I get myself orientated around the venue and go looking for scran. I see some rough looking folk lurking in the lanes – hard eastern faces bitten by the sea, Viking types with ten inch stares. Tinsel is creeping into the crevices now and a vile conical structure blinks in a square in a vain attempt to ironise the traditional Christmas tree. It’s not ironic, it’s just shit.
The gig is the old Anglia TV studio of Sale of the Century fame. I was here in the nineties miming on some Euro pop show but any other details are lost to me now. My memory has become unreliable. I can’t tell the difference anymore between what happened and what I’ve invented. In this way we all construct our own past. I have decided that I was a welder before I became a cosmonaut.

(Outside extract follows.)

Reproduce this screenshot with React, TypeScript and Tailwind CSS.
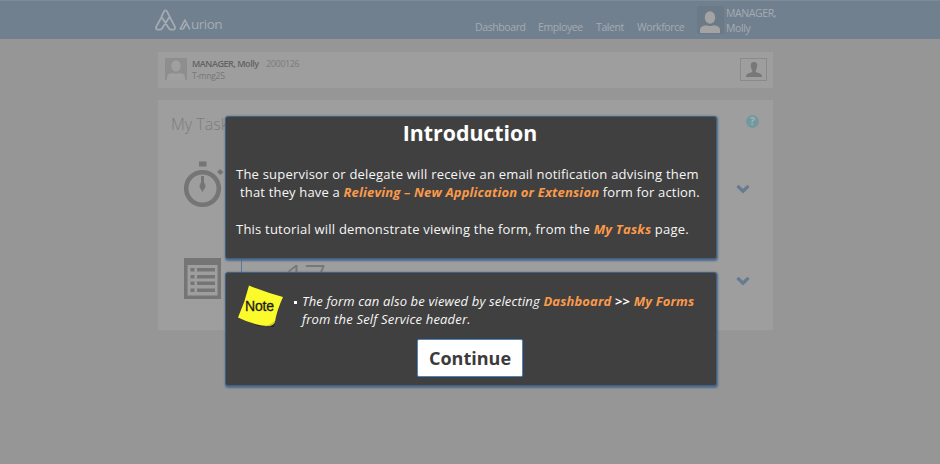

The show is enjoyable, the punters warm. In the AM we all dash back into town for a day off. I take in two films, neither what the critics cracked them up to be. Mr. Turner is particularly galling, featuring as it does acting by Timothy Spall that curls wallpaper from thirty yards. But the real hack is director, Mike Leigh. And Nightcrawler is not what it thinks it is – satire – it’s cheap creep-horror in King of Comedy mode. It apes so many superior thrillers (Internal Affairs, Collateral, The Sweet Smell of Success) that it’s positively simian. Riz Ahmed, the hero of Four Lions, is the best thing in it by far. So I wonder out of the fleapit of Norwich’s Hollywood cinema in a daze of disappointment and as I’m making my way to the taxi rank spot the rump of the tour entourage in a pub called The Lawyer. It’s a friendly joint and I join the fray, downing several pints of pretend Guinness in an effort to ingratiate myself.
In the morning I stroll vacantly around an empty golf course by the hotel and watch some ducks doing their thing in a little pond. They seem unfazed by the prospect of imminent golf ball bombing raids. I am less so and take my leave, getting my feet wet in the dew and tangling with some brambles in a ditch: the call of the not-wild-at-all, the call of the slightly overgrown.